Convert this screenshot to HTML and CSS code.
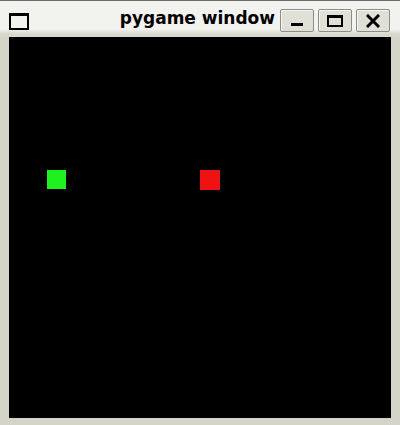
FILE: index.html
```html
<!DOCTYPE html>
<html>
<head>
<meta charset="utf-8">
<link rel="stylesheet" href="styles.css">
</head>
<body>
<div class="window">
  <div class="titlebar">
    <div class="app-icon"></div>
    <div class="title">pygame window</div>
    <div class="buttons">
      <div class="btn"><span class="glyph-min"></span></div>
      <div class="btn"><span class="glyph-max"></span></div>
      <div class="btn">
        <svg width="14" height="14" viewBox="0 0 14 14"><path d="M2 2 L12 12 M12 2 L2 12" stroke="#000" stroke-width="3" stroke-linecap="square"/></svg>
      </div>
    </div>
  </div>
  <div class="canvas">
    <div class="cell snake"></div>
    <div class="cell food"></div>
  </div>
</div>
</body>
</html>
```

FILE: styles.css
```css
html, body {
  margin: 0;
  padding: 0;
  background: #000;
}
.window {
  width: 400px;
  height: 425px;
  box-sizing: border-box;
  background: #d4d4c8;
  border-top: 1px solid #6a6a6a;
  display: flex;
  flex-direction: column;
  padding: 0 9px 7px 9px;
}
.titlebar {
  height: 36px;
  margin: 0 -9px;
  padding: 0 10px 0 9px;
  background: linear-gradient(#f2f2ee 0, #f2f2ee 28px, #d8d8cc 33px);
  display: flex;
  align-items: center;
  box-sizing: border-box;
}
.app-icon {
  width: 20px;
  height: 17px;
  box-sizing: border-box;
  border: 2px solid #000;
  border-top-width: 3px;
  margin-top: 4px;
}
.title {
  flex: 1;
  text-align: right;
  font-family: "DejaVu Sans", sans-serif;
  font-weight: bold;
  font-size: 17px;
  color: #000;
  padding-right: 5px;
  margin-top: -3px;
}
.buttons {
  display: flex;
  gap: 4px;
  margin-top: 3px;
}
.btn {
  width: 34px;
  height: 23px;
  box-sizing: border-box;
  border: 1px solid #8c8c8c;
  border-radius: 2px;
  background: #e0e0d6;
  box-shadow: inset 1px 1px 0 #f6f6f2;
  display: flex;
  align-items: center;
  justify-content: center;
}
.glyph-min {
  width: 12px;
  height: 3px;
  background: #000;
  margin-top: 8px;
}
.glyph-max {
  width: 16px;
  height: 12px;
  box-sizing: border-box;
  border: 2px solid #000;
  border-top-width: 3px;
}
.canvas {
  flex: 1;
  background: #000;
  position: relative;
}
.cell {
  position: absolute;
  width: 19px;
  height: 19px;
}
.snake {
  left: 38px;
  top: 133px;
  background: #1ff01f;
}
.food {
  left: 191px;
  top: 133px;
  width: 20px;
  height: 20px;
  background: #f01212;
}
```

------------------------

▸ Problem requirements
Output each line exactly; omit every picture.

▸ Complete response
Convert this screenshot to HTML and CSS code.
FILE: index.html
```html
<!DOCTYPE html>
<html>
<head>
<meta charset="utf-8">
<link rel="stylesheet" href="styles.css">
</head>
<body>
<div class="window">
  <div class="titlebar">
    <div class="app-icon"></div>
    <div class="title">pygame window</div>
    <div class="buttons">
      <div class="btn"><span class="glyph-min"></span></div>
      <div class="btn"><span class="glyph-max"></span></div>
      <div class="btn">
        <svg width="14" height="14" viewBox="0 0 14 14"><path d="M2 2 L12 12 M12 2 L2 12" stroke="#000" stroke-width="3" stroke-linecap="square"/></svg>
      </div>
    </div>
  </div>
  <div class="canvas">
    <div class="cell snake"></div>
    <div class="cell food"></div>
  </div>
</div>
</body>
</html>
```

FILE: styles.css
```css
html, body {
  margin: 0;
  padding: 0;
  background: #000;
}
.window {
  width: 400px;
  height: 425px;
  box-sizing: border-box;
  background: #d4d4c8;
  border-top: 1px solid #6a6a6a;
  display: flex;
  flex-direction: column;
  padding: 0 9px 7px 9px;
}
.titlebar {
  height: 36px;
  margin: 0 -9px;
  padding: 0 10px 0 9px;
  background: linear-gradient(#f2f2ee 0, #f2f2ee 28px, #d8d8cc 33px);
  display: flex;
  align-items: center;
  box-sizing: border-box;
}
.app-icon {
  width: 20px;
  height: 17px;
  box-sizing: border-box;
  border: 2px solid #000;
  border-top-width: 3px;
  margin-top: 4px;
}
.title {
  flex: 1;
  text-align: right;
  font-family: "DejaVu Sans", sans-serif;
  font-weight: bold;
  font-size: 17px;
  color: #000;
  padding-right: 5px;
  margin-top: -3px;
}
.buttons {
  display: flex;
  gap: 4px;
  margin-top: 3px;
}
.btn {
  width: 34px;
  height: 23px;
  box-sizing: border-box;
  border: 1px solid #8c8c8c;
  border-radius: 2px;
  background: #e0e0d6;
  box-shadow: inset 1px 1px 0 #f6f6f2;
  display: flex;
  align-items: center;
  justify-content: center;
}
.glyph-min {
  width: 12px;
  height: 3px;
  background: #000;
  margin-top: 8px;
}
.glyph-max {
  width: 16px;
  height: 12px;
  box-sizing: border-box;
  border: 2px solid #000;
  border-top-width: 3px;
}
.canvas {
  flex: 1;
  background: #000;
  position: relative;
}
.cell {
  position: absolute;
  width: 19px;
  height: 19px;
}
.snake {
  left: 38px;
  top: 133px;
  background: #1ff01f;
}
.food {
  left: 191px;
  top: 133px;
  width: 20px;
  height: 20px;
  background: #f01212;
}
```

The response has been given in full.